(384f) Tandem Oxidative Chemical Transformations Using Electrochemically Produced Hydrogen Peroxide

Highly selective oxidizing species for low temperature catalytic reactions are critical for industrial production of chemicals. Electrochemical reduction of oxygen (O₂) to hydrogen peroxide (H₂O₂), an oxidant that solely produces H₂O as a byproduct, paves the way to integrate renewable resources to drive selective oxidation reactions. In contrast to the conventional anthraquinone oxidation process, electrochemical routes to H₂O₂ could also enable distributed facilities. In distributed plants, integrating electrochemical catalysis to synthesize H₂O₂ in tandem with thermochemical catalysis to subsequently utilize H₂O₂, has potential to open new avenues of research and may enhance the economic and environmental attractiveness of using H₂O₂ as a green oxidant.

Herein, we describe the development of combined schemes to electrochemically produce H₂O₂ from O₂ and directly use it in molecularly catalyzed oxidation reactions. Development of tandem electro- and molecular catalytic reactors for chemical production requires active and selective catalytic materials, but also depends on careful tuning of the reaction environment. Using a rotating ring disk electrode, CMK-3 carbon electrocatalyst, and electrolyte pH between 1-6, we found that overpotential was minimized and highest H₂O₂ selectivity was achieved for K₂SO₄ electrolyte compared to other alkali sulfates and acetates.

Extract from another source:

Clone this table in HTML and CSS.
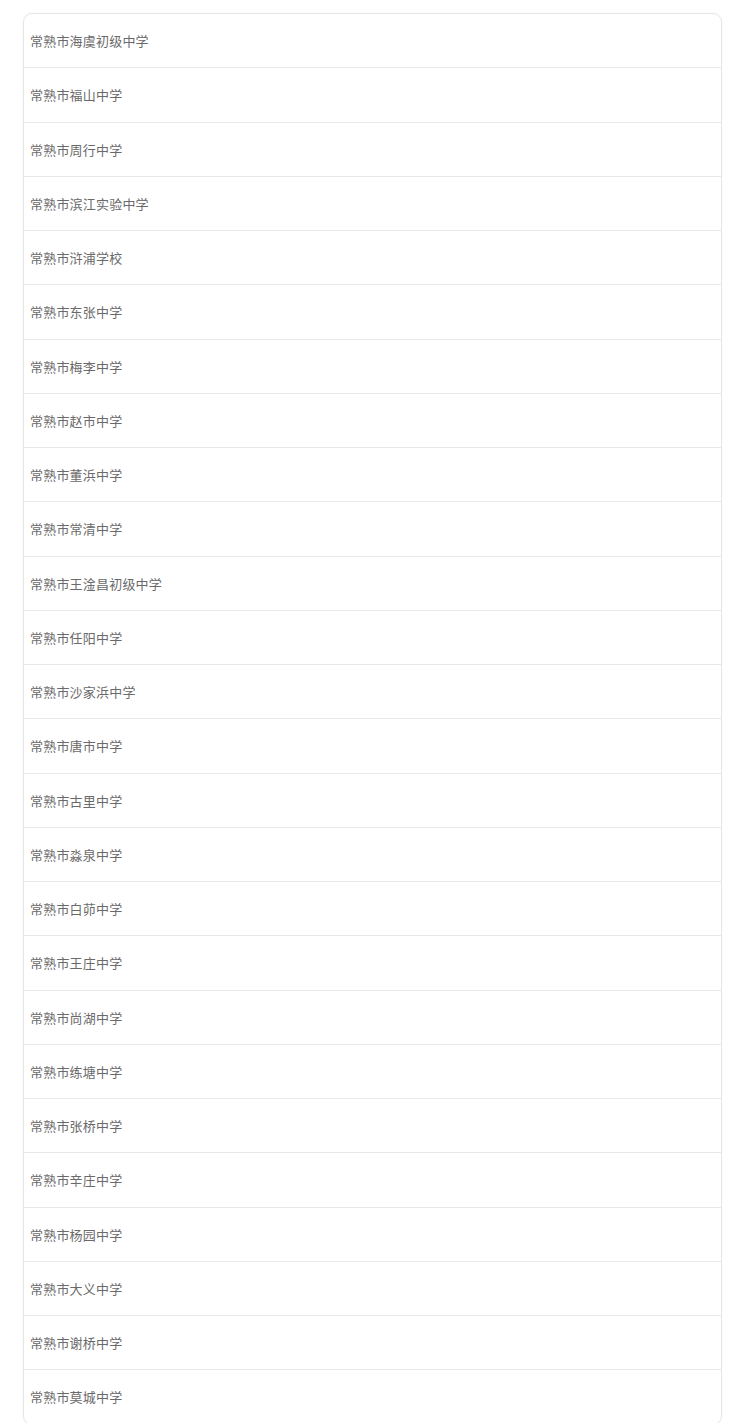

We next studied the oxidation of cyclohexanol using H₂O₂ solutions representative of those formed during electrochemical reduction of O₂. Following published reports, reactions were carried out in agitated 2-phase mixtures of cyclohexanol and H₂O₂ at 90°C with H₂WO₄ as the catalyst. Oxidation yielded several C₆ oxygenates including cyclohexanone, hexanoic acid, and eventually adipic acid. Under these conditions, conversion rates were approximately first order in H₂O₂ concentration and there was no dependence on sulfate concentration. Interestingly, we found reaction rates increased with added K₂SO₄ electrolyte, which is promising for tandem oxidation schemes. An improved fundamental understanding of this reaction system might enable broader implementation of sustainable pathways for industrial chemical synthesis.